Attorneys may conduct investigations that are protected by attorney client privilege or the work-product doctrine. There are occasions when those privileges may or even should be waived, such as when the investigation is asserted as a defense in litigation.
In-house counsel may also be involved in investigations, subject to the political pressures discussed above. In-house counsel also may wish to keep certain communications privileged, because they act as advisers to management at the same time they act as objective investigators. Maintaining the privilege in those circumstances may be a difficult proposition.
Hiring outside counsel to conduct an investigation is not without its drawbacks. When an attorney investigates a complaint, the attorney may not be able to represent the company in a later lawsuit if the attorney becomes a fact witness on an important issue. Moreover, a lawyer must be clear in his or her role as neutral investigator, and not as a representative of the employer, so the investigation remains impartial and fact-based. Also, some attorneys may be unable to resist the temptation to reach legal conclusions, which can wreak havoc with the employer’s subsequent defense. Finally, as stated above, if the employer wants to use the investigation to take disciplinary action or as a defense to harassment claims, the investigating attorney may not invoke the attorney-client privilege.
Management may want to have privileged discussions with lawyers they already know and trust about how to handle the results of an investigation. Consequently, employers may not want to retain their “regular” defense counsel to conduct internal investigations. If an employer has regular employment counsel, those attorneys can work with the attorneys conducting the internal investigation. The employer’s regular outside counsel could then retain their attorney-client privilege in communicating with the employer. Importantly, those lawyers are still free to discuss the results of the investigation, litigation strategies, and potential personnel actions with the employer without tainting the investigation or waiving the attorney-client privilege.

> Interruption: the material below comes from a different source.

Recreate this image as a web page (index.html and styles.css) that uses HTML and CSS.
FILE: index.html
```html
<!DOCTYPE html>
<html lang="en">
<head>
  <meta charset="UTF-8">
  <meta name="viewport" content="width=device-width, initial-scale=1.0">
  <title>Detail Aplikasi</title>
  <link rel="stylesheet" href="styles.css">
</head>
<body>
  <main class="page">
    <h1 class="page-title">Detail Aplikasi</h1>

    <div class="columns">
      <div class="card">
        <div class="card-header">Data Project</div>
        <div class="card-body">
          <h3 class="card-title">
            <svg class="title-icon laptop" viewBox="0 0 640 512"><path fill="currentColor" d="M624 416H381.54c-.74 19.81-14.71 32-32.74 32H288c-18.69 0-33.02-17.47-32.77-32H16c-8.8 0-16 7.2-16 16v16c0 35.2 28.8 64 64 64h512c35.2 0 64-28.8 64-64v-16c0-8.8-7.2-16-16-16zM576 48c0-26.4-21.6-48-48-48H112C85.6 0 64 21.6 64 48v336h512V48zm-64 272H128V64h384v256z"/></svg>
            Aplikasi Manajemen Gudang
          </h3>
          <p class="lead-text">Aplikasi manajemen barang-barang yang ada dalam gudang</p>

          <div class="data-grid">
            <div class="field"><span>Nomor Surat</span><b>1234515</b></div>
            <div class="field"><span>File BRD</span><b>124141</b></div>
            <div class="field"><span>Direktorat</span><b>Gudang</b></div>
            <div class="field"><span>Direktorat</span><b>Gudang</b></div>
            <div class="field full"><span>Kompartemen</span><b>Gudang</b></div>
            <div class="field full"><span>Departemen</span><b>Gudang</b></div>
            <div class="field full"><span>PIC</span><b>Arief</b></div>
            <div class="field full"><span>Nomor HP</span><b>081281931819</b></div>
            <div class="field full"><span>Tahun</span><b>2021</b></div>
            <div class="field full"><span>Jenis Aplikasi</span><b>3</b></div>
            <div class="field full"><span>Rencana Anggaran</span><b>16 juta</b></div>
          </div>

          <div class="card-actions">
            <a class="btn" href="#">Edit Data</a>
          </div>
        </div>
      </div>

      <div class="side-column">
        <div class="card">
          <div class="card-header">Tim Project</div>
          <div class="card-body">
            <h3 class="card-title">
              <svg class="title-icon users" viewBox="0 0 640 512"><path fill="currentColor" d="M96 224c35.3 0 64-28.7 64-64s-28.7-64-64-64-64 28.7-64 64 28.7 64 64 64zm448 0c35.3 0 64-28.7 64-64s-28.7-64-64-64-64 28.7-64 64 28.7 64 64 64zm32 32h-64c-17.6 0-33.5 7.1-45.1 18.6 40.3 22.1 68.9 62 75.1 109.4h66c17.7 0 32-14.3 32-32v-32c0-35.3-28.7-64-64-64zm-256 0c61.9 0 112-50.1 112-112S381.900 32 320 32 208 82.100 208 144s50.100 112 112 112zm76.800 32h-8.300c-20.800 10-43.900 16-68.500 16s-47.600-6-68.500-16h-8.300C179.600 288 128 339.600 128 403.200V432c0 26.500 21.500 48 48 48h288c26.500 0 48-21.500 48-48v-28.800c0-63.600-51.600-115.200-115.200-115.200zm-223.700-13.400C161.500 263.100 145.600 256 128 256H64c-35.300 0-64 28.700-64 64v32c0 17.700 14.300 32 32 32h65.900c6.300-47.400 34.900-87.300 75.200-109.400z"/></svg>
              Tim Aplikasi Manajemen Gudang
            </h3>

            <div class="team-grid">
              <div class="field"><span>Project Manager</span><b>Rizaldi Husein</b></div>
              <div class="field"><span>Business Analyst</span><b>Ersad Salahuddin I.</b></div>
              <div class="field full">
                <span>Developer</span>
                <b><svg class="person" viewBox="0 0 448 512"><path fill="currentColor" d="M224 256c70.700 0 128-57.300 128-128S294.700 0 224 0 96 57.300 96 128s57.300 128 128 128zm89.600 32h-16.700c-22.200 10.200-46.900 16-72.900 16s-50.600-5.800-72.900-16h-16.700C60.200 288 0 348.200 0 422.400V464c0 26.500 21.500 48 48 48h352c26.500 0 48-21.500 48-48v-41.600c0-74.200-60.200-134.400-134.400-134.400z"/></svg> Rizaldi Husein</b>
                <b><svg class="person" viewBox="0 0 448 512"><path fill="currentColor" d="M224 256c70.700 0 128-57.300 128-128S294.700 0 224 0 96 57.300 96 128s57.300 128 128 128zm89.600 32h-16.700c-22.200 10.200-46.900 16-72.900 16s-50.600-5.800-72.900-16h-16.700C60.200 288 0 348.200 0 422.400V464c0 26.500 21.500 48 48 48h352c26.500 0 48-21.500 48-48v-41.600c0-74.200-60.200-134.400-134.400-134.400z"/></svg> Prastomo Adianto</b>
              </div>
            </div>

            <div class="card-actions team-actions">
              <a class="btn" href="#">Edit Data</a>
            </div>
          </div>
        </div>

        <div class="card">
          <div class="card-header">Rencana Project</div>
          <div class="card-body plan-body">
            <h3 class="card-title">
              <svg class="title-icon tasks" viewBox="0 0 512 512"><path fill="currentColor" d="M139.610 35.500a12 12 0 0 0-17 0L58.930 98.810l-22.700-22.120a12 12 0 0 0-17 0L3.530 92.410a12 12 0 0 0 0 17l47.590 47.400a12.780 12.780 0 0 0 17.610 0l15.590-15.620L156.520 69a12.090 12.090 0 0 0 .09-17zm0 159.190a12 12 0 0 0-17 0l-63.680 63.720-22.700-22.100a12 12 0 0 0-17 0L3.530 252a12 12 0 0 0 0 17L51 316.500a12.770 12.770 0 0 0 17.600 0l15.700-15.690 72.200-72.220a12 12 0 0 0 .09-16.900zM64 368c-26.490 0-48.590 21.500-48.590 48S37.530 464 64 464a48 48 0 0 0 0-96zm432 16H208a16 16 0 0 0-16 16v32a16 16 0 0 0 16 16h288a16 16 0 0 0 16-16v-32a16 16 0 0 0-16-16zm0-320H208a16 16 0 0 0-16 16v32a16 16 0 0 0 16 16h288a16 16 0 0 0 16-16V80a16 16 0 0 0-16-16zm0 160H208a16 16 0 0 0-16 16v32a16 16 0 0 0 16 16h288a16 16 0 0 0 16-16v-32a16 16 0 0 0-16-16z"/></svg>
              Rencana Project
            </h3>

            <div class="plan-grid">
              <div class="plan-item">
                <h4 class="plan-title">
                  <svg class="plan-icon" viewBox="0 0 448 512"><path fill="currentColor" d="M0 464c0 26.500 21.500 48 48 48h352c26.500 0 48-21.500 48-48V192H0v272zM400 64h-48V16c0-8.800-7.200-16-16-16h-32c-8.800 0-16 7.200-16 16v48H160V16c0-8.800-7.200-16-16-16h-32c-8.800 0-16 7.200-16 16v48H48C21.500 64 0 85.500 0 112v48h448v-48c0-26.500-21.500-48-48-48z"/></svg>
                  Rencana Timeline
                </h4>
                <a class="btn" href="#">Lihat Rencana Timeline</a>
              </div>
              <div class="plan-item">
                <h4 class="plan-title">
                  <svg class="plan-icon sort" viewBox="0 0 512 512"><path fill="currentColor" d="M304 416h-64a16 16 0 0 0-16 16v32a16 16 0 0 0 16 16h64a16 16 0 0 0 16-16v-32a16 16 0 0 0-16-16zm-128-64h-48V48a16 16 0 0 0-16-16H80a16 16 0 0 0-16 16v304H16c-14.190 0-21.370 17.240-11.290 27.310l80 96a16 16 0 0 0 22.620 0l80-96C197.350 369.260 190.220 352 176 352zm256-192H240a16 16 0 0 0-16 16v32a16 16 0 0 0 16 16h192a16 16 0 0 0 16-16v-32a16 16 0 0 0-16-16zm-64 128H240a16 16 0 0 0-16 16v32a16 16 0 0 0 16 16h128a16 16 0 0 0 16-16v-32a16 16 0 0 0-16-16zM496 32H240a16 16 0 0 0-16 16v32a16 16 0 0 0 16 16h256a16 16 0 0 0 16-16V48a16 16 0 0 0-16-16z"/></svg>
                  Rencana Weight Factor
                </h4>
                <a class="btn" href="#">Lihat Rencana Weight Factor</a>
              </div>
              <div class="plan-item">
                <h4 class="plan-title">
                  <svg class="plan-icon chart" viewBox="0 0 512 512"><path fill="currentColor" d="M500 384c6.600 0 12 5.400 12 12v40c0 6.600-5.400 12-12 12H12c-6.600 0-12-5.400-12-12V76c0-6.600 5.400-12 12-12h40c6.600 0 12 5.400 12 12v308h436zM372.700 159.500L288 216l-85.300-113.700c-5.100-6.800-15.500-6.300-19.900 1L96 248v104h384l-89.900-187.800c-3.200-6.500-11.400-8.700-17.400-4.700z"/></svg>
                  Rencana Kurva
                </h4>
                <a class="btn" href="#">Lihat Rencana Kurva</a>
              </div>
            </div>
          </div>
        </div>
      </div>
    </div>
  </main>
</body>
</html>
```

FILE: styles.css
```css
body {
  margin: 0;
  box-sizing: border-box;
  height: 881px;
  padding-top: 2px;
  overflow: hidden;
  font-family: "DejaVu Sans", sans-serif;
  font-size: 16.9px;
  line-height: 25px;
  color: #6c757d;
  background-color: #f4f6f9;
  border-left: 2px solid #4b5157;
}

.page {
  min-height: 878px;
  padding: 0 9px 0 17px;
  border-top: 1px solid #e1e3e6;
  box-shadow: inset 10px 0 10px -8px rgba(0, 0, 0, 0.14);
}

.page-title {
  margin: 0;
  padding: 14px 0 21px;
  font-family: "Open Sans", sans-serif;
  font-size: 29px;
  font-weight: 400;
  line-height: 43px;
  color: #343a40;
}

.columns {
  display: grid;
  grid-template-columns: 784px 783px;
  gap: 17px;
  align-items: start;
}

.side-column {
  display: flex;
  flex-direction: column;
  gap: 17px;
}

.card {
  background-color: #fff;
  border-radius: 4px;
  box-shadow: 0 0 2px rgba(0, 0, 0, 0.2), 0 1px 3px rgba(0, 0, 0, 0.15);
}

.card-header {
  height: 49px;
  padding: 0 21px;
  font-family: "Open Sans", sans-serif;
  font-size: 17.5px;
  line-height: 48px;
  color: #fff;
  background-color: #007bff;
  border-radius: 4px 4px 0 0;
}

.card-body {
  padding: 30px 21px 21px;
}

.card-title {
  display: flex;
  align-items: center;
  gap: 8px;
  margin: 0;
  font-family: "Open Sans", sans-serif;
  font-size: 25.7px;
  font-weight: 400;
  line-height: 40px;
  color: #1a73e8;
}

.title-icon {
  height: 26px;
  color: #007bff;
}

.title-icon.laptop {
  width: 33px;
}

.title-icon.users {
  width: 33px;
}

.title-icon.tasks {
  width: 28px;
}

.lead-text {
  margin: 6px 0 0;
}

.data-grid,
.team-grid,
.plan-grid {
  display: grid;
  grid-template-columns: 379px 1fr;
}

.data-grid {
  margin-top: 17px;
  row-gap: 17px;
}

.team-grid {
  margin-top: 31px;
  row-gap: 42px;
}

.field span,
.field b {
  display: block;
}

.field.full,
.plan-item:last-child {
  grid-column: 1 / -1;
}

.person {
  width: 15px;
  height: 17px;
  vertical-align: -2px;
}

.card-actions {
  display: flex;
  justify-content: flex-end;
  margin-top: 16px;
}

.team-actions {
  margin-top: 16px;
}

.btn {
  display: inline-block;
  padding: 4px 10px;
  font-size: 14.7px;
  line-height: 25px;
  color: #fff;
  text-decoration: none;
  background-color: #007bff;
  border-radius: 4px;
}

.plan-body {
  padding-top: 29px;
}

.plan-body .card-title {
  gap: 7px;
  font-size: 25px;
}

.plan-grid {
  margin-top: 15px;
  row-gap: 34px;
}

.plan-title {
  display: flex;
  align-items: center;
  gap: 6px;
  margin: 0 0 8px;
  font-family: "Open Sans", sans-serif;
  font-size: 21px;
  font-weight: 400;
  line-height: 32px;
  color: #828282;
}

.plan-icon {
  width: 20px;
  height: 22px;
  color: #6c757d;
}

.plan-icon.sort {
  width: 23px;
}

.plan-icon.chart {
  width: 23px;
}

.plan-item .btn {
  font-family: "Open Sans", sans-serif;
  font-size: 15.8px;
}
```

Whatever an employer’s ultimate decision as to who should investigate a workplace complaint, the employer should always remember that its obligation to remedy complaints of harassment, discrimination, or retaliation does not end with selecting the right investigator. The employer must continue to work with the investigator throughout the investigation process. For that reason, any investigator should be familiar with the employer’s policies and procedures regarding investigating and responding to workplace complaints, the employer’s history of similar complaints, and the resulting disciplinary action taken, if any. Internal investigators should also consider who should be involved in the decision-making process regarding potential discipline and ensure that any disciplinary action is consistent with the employer’s policies, procedures, and past practices.